There has been sizeable hedging activity playing out, not just traders closing core equity positions, or selling copper and crude, or hitting the bid on JPY, CHF and US Treasury’s. But in the volatility space, there has been decent interest in the VIX index (closing at 18.84%), with solid buying S&P 500 25-delta 1-month puts, where the implied volatility has risen from 20% - the highest since October. If we look at the skew of 1-month 25-delta calls minus puts, we see this sits at a 7 vol differential, which is close to 2 standard deviations (of the five-year range) and shows the demand for put volatility over calls is reaching extremes and a solid guide to semantics.
We could look at the put/call ratio sitting at 1.03, where moves above 1 generally don’t last long.
Another aspect I am watching closely is the reaction in the rates markets to this tightening of financial conditions. We have the RBA meeting tomorrow and it would be a huge surprise if they moved on rates, and for those looking to sell AUD, my trade is to hold off, ideally using any strength to sell into before governor Lowe’s speech on Wednesday (12:30 AEDT). A cut in the March RBA meeting is currently priced at 48% and one suspects it will be just north of 50% and things become interesting. The fact we see a 66% chance of an April cut suggests that.
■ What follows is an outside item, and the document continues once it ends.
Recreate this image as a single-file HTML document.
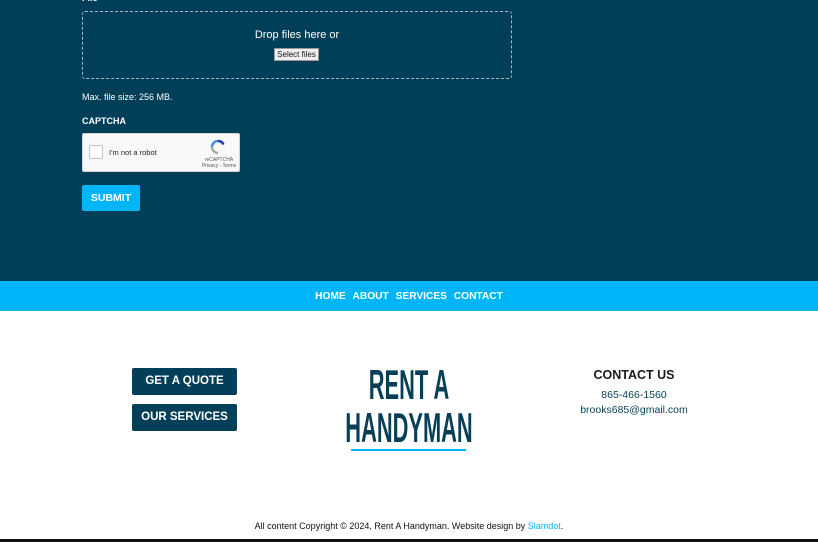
<!DOCTYPE html>
<html><head><style>
*{margin:0;padding:0;box-sizing:border-box}
body{width:818px;height:542px;overflow:hidden;font-family:"Liberation Sans",sans-serif;background:#fff;position:relative}
.top{position:absolute;left:0;top:0;width:818px;height:281px;background:#013e58}
.abs{position:absolute}
.drop{left:82px;top:11px;width:430px;height:68px;border:1px dashed #a8bcc6;border-radius:3px}
.nav{top:281px;left:0;width:818px;height:30px;background:#00b5f7;text-align:center;color:#fff;font-weight:bold;font-size:10.2px;line-height:31px}
.nav span{margin:0 2px}
.btn{left:132px;width:105px;height:27px;background:#033f58;color:#fff;font-weight:bold;font-size:11.5px;text-align:center;line-height:27px;border-radius:2px}
.logo{width:300px;left:259px;text-align:center;color:#063f57;font-family:"Liberation Sans Narrow","Liberation Sans",sans-serif;font-weight:bold;font-size:42px;transform:scaleX(0.52)}
</style></head><body>
<div class="top"></div>
<div class="abs" style="left:82px;top:-7px;color:#fff;font-size:9px;font-weight:bold">File</div>
<div class="abs drop"></div>
<div class="abs" style="left:82px;top:29px;width:430px;text-align:center;color:#fff;font-size:11px">Drop files here or</div>
<div class="abs" style="left:274px;top:48px;width:45px;height:13px;background:#f0f0f0;border:1px solid #999;font-size:8px;line-height:11px;text-align:center;color:#111">Select files</div>
<div class="abs" style="left:82px;top:92px;color:#fff;font-size:9px">Max. file size: 256 MB.</div>
<div class="abs" style="left:82px;top:116px;color:#fff;font-size:9px;font-weight:bold">CAPTCHA</div>
<div class="abs" style="left:82px;top:133px;width:158px;height:39px;background:#f9f9f9;border:1px solid #d3d3d3;border-radius:2px"></div>
<div class="abs" style="left:89px;top:145px;width:14px;height:14px;background:#fff;border:1px solid #c1c1c1;border-radius:2px"></div>
<div class="abs" style="left:109px;top:148px;font-size:7.5px;color:#222">I'm not a robot</div>
<svg class="abs" style="left:210px;top:139px" width="16" height="16" viewBox="0 0 16 16"><path d="M8 2a6 6 0 0 1 5.5 3.5" stroke="#1c3aa9" stroke-width="2.5" fill="none"/><path d="M2 8a6 6 0 0 1 6-6" stroke="#4a90e2" stroke-width="2.5" fill="none"/><path d="M8 14a6 6 0 0 1-6-6" stroke="#aaa" stroke-width="2.5" fill="none"/></svg>
<div class="abs" style="left:201px;top:157px;font-size:5px;color:#555;width:36px;text-align:center">reCAPTCHA<br>Privacy - Terms</div>
<div class="abs" style="left:82px;top:185px;width:58px;height:26px;background:#00b5f7;border-radius:2px;color:#fff;font-weight:bold;font-size:10.5px;text-align:center;line-height:27px">SUBMIT</div>
<div class="abs nav"><span>HOME</span> <span>ABOUT</span> <span>SERVICES</span> <span>CONTACT</span></div>
<div class="abs btn" style="top:368px">GET A QUOTE</div>
<div class="abs btn" style="top:404px">OUR SERVICES</div>
<div class="abs logo" style="top:361px">RENT A</div>
<div class="abs logo" style="top:404px">HANDYMAN</div>
<div class="abs" style="left:351px;top:449px;width:115px;height:2px;background:#00b5f7"></div>
<div class="abs" style="left:534px;top:368px;width:200px;text-align:center;font-size:12.5px;font-weight:bold;color:#1a1a1a">CONTACT US</div>
<div class="abs" style="left:534px;top:389px;width:200px;text-align:center;font-size:10.5px;color:#063f57">865-466-1560</div>
<div class="abs" style="left:534px;top:404px;width:200px;text-align:center;font-size:10.5px;color:#063f57">brooks685@gmail.com</div>
<div class="abs" style="left:0;top:521px;width:818px;text-align:center;font-size:9px;color:#111">All content Copyright © 2024, Rent A Handyman. Website design by <span style="color:#00b5f7">Slamdot</span>.</div>
<div class="abs" style="left:0;top:539px;width:818px;height:3px;background:#111"></div>
</body></html>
In the US a cut at the April FOMC meeting is priced at 58%, with a cut fully discounted now by July. We also see two cuts priced through the end-of 2020, up from 1 at the start of the week. The market is once again expecting central banks to resume their easing cycle, and it makes sense to believe Canadian rates will respond after the recent dovish turn from the BoC, where the probability of a cut in the March meeting sits at 27%.